João Canas, um dos grandes lavradores da região, era na década de 40 do século passado, o proprietário do Casal do Espargal, a nascente das Antas, em Oeiras. Devido a questões de lavoura e pressões urbanísticas que já se faziam sentir na zona, decidiu vender as propriedades que ali detinha e comprar um grande terreno no Casal do Clérigo, na freguesia de S. Domingos de Rana, Cascais.
Conhecemos o Canas em 1982, quando fomos ter com ele a sua casa, junto à estrada de Trajouce para Manique, para solicitar autorização para o amigo João Luís Cardoso, escavar o sítio arqueológico do Cabecinho, do período Musteriense, que identificáramos em fins de 1975.
Encontrava-se sentado num banco de pedra a apanhar sol, junto à escada de acesso ao primeiro andar da habitação. Já não via nada e, para o ajudar a locomover-se, usava uma bengala. Do pouco que falámos percebi que estava em presença de um homem inteligente e conhecedor da zona de Cascais e Oeiras.

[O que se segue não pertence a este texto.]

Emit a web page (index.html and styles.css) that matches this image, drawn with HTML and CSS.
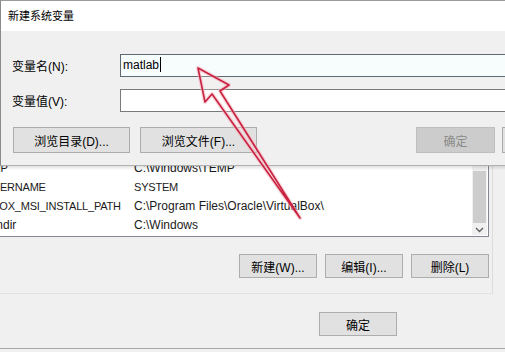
FILE: index.html
```html
<!DOCTYPE html>
<html lang="zh-CN">

<head>
    <title>新建系统变量</title>
    <link rel="stylesheet" href="styles.css">
</head>

<body>
    <div class="screen">
        <!-- Environment variables window behind the dialog -->
        <div class="env-window">
            <div class="group">
                <div class="var-list">
                    <div class="var-rows">
                        <div class="var-row"><span class="var-name caps">TEMP</span><span>C:\Windows\TEMP</span></div>
                        <div class="var-row"><span class="var-name caps">TMP</span><span>C:\Windows\TEMP</span></div>
                        <div class="var-row"><span class="var-name caps">USERNAME</span><span class="caps">SYSTEM</span></div>
                        <div class="var-row"><span class="var-name caps">VBOX_MSI_INSTALL_PATH</span><span>C:\Program Files\Oracle\VirtualBox\</span></div>
                        <div class="var-row"><span class="var-name">windir</span><span>C:\Windows</span></div>
                    </div>
                    <div class="scrollbar">
                        <div class="scroll-thumb"></div>
                        <svg class="scroll-arrow" width="9" height="6" viewBox="0 0 9 6">
                            <path d="M1 1 L4.5 4.5 L8 1" fill="none" stroke="#606060" stroke-width="1.4" />
                        </svg>
                    </div>
                </div>
                <div class="list-actions">
                    <button class="win-btn">新建(W)...</button>
                    <button class="win-btn">编辑(I)...</button>
                    <button class="win-btn">删除(L)</button>
                </div>
            </div>
            <div class="window-actions">
                <button class="win-btn">确定</button>
            </div>
        </div>

        <!-- New system variable dialog -->
        <div class="dialog">
            <div class="dialog-title">新建系统变量</div>
            <div class="dialog-body">
                <div class="field-row">
                    <label>变量名(N):</label>
                    <div class="text-input focused">matlab<span class="caret"></span></div>
                </div>
                <div class="field-row">
                    <label>变量值(V):</label>
                    <div class="text-input"></div>
                </div>
                <div class="dialog-actions">
                    <button class="win-btn wide">浏览目录(D)...</button>
                    <button class="win-btn wide">浏览文件(F)...</button>
                    <div class="spacer"></div>
                    <button class="win-btn" disabled>确定</button>
                    <button class="win-btn cancel">取消</button>
                </div>
            </div>
        </div>

        <!-- Red arrow annotation -->
        <svg class="annotation" width="505" height="352" viewBox="0 0 505 352">
            <polygon points="198,68 229,85 220,91 300,218 212,94 205,102" fill="rgba(255,240,242,0.35)"
                stroke="#f4b6c1" stroke-width="4" stroke-linejoin="round" opacity="0.6" />
            <polygon points="198,68 229,85 220,91 300,218 212,94 205,102" fill="none"
                stroke="#c92240" stroke-width="1.6" stroke-linejoin="round" />
        </svg>
    </div>
</body>

</html>
```

FILE: styles.css
```css
body {
    margin: 0;
    padding: 0;
    font-family: "Liberation Sans", "Noto Sans CJK SC", sans-serif;
    font-size: 12px;
    color: #000;
    background-color: #f0f0f0;
}

.screen {
    position: relative;
    width: 505px;
    height: 352px;
    overflow: hidden;
}

/* back window */

.env-window {
    width: 527px;
    margin-left: -22px;
    padding-top: 139px;
    background-color: #f0f0f0;
    border-bottom: 1px solid #a8a8a8;
}

.group {
    width: 511px;
    padding: 0 3px 15px 0;
    border-right: 1px solid #dcdcdc;
    border-bottom: 1px solid #e2e2e2;
}

.var-list {
    display: flex;
    height: 96px;
    background: white;
    border: 1px solid #828790;
    overflow: hidden;
}

.var-rows {
    flex: 1;
}

.var-row {
    display: flex;
    height: 19px;
    line-height: 19px;
    padding-left: 6px;
    color: #1a1a1a;
    white-space: nowrap;
}

.var-name {
    width: 149px;
    overflow: hidden;
}

/* upper-case names run narrower in the system font */
.caps {
    font-size: 11px;
    letter-spacing: -0.2px;
}

.scrollbar {
    position: relative;
    width: 15px;
    margin: 1px 1px 1px 0;
    background-color: #f0f0f0;
}

.scroll-thumb {
    margin: 30px 1px 0 1px;
    height: 52px;
    background-color: #cdcdcd;
}

.scroll-arrow {
    display: block;
    margin: 4px auto 0 auto;
}

.list-actions {
    display: flex;
    justify-content: flex-end;
    gap: 8px;
    margin-top: 17px;
}

.list-actions .win-btn {
    width: 78px;
}

.window-actions {
    display: flex;
    padding: 18px 0 12px 341px;
}

.window-actions .win-btn {
    width: 78px;
}

.win-btn {
    height: 24px;
    padding: 0;
    font-family: inherit;
    font-size: 12px;
    color: #000;
    background-color: #e1e1e1;
    border: 1px solid #adadad;
}

.win-btn:disabled {
    color: #8a8a8a;
    background-color: #cccccc;
    border-color: #bfbfbf;
}

/* dialog */

.dialog {
    position: absolute;
    top: 0;
    left: 0;
    width: 591px;
    border-top: 1px solid #9a9a9a;
    border-left: 1px solid #8a8a8a;
    border-bottom: 1px solid #b0b0b0;
    box-shadow: 0 2px 3px rgba(0, 0, 0, 0.12);
}

.dialog-title {
    height: 30px;
    line-height: 30px;
    padding-left: 7px;
    font-size: 11px;
    background: white;
}

.dialog-body {
    padding: 23px 11px 12px 11px;
    background-color: #f0f0f0;
}

.field-row {
    display: flex;
    align-items: center;
    margin-bottom: 12px;
}

.field-row label {
    width: 108px;
}

.text-input {
    flex: 1;
    height: 21px;
    line-height: 21px;
    padding-left: 2px;
    background: white;
    border: 1px solid #7a7a7a;
}

.text-input.focused {
    background: #f7fcfc;
    border-color: #5f6a70;
}

.caret {
    display: inline-block;
    width: 1px;
    height: 15px;
    margin-left: 1px;
    vertical-align: -3px;
    background: #000;
}

.dialog-actions {
    display: flex;
    gap: 10px;
    margin-top: 15px;
}

.dialog-actions .win-btn {
    width: 79px;
    height: 26px;
}

.dialog-actions .wide {
    width: 117px;
}

.dialog-actions .win-btn:first-child {
    margin-left: 1px;
}

.dialog-actions .cancel {
    margin-left: -3px;
}

.spacer {
    flex-grow: 1;
}

.annotation {
    position: absolute;
    top: 0;
    left: 0;
    pointer-events: none;
}
```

Em finais de 1991, localizei as ruínas do sítio arqueológico do Casal do Clérigo, uma villa romana já muito destruída, que tinha vestígios do Baixo-Império Romano até ao período islâmico e que escavámos, mais tarde, com José d’Encarnação, onde recolhemos, curiosamente, um tijolo estampado com espigas de trigo, demonstrando a antiguidade do cultivo daquele cereal na zona.
Será a partir dessa data que nos interessámos um pouco pelas vivências dos saloios do planalto oriental de Cascais.
Em conversas com o amigo António Clérigo, canteiro de profissão, e os filhos do João Canas, principalmente com o Dario Canas, fomos sabendo como era o trabalho das terras da família Canas, no cultivo do trigo.
As mondadeiras
Para trabalhar a terra eram necessários arados e charruas puxadas por animais, mais tarde substituídas por tratores. Trabalhos que necessitavam pouca mão-de-obra, sendo realizados por pessoas da casa ou lavradores dos arredores.
Quando o trigo principiava a crescer, a partir de fevereiro até maio, era necessário efetuar a monda, para remover as ervas daninhas. Tarefa especializada, feita por mulheres, que sabiam distinguir o trigo do joio e de outras ervas daninhas. Pelos anos 40 a 60, não existiam muitas mulheres saloias que realizassem esse trabalho, pelo que era necessário ir contratá-las às zonas do país onde existissem mondadeiras.
Falava-se, então, com um engajador para contratar um determinado número de mulheres no Algarve, onde elas existiam, por serem escassos os empregos na região. O engajador acompanhava as mondadeiras na sua deslocação de comboio até Carcavelos.
Ficavam aboletadas num barracão do lado sul do casal, junto aos terrenos agrícolas e da eira, onde havia uma cozinha e o dormitório. Mondar era cansativo, as mulheres sempre curvadas sobre a seara para arrancarem as ervas daninhas; daí que fossem preferidas mulheres jovens, com maior capacidade e resistência.
Para além das mondadeiras algarvias que vinham para as searas de trigo de Cascais, era também comum haver ranchos de algarvias na zona de Alcácer do Sal, onde se dedicavam a mondar os arrozais.
Com a invenção das mondas químicas, deixou de haver necessidade de mondadeiras. Por conseguinte, a partir dessa data, os Canas optaram por modificar as instalações no sítio onde as mondadeiras viviam e criaram novas, designadamente, uma vacaria a fim de fomentar a produção de leite.
Os cardantes
Após as algarvias regressarem a casa, já com as searas maduras, entre junho e julho, era necessário proceder-se à ceifa e à debulha.
Mais uma vez, havia falta de mão-de-obra na região saloia para realizar esses trabalhos, pelo que os lavradores se socorriam de estremenhos da zona de Porto de Mós, os “cardantes”, assim chamados porque a sua principal ocupação era a cardação da lã dos rebanhos.
Traziam um saco às costas, com os seus parcos pertences. Na primeira noite, dormiam ao relento na eira. Após o início da ceifa, faziam uma cabana com os fardos de feno, onde se abrigavam à noite.
Para a debulha do cereal, o Canas tinha duas máquinas debulhadoras movidas por um motor a vapor, que, nos inícios dos anos 70, quando deixaram de ser usadas, foram vendidas para a Guiné.
Após a debulha, os “cardantes” procuravam trabalho nos pomares de Alcobaça durante mais dois meses. Finda mais essa tarefa, regressavam, finalmente, às suas terras, onde voltavam a trabalhar a cardar a lã ou arranjavam emprego nas pedreiras ou no pastoreio.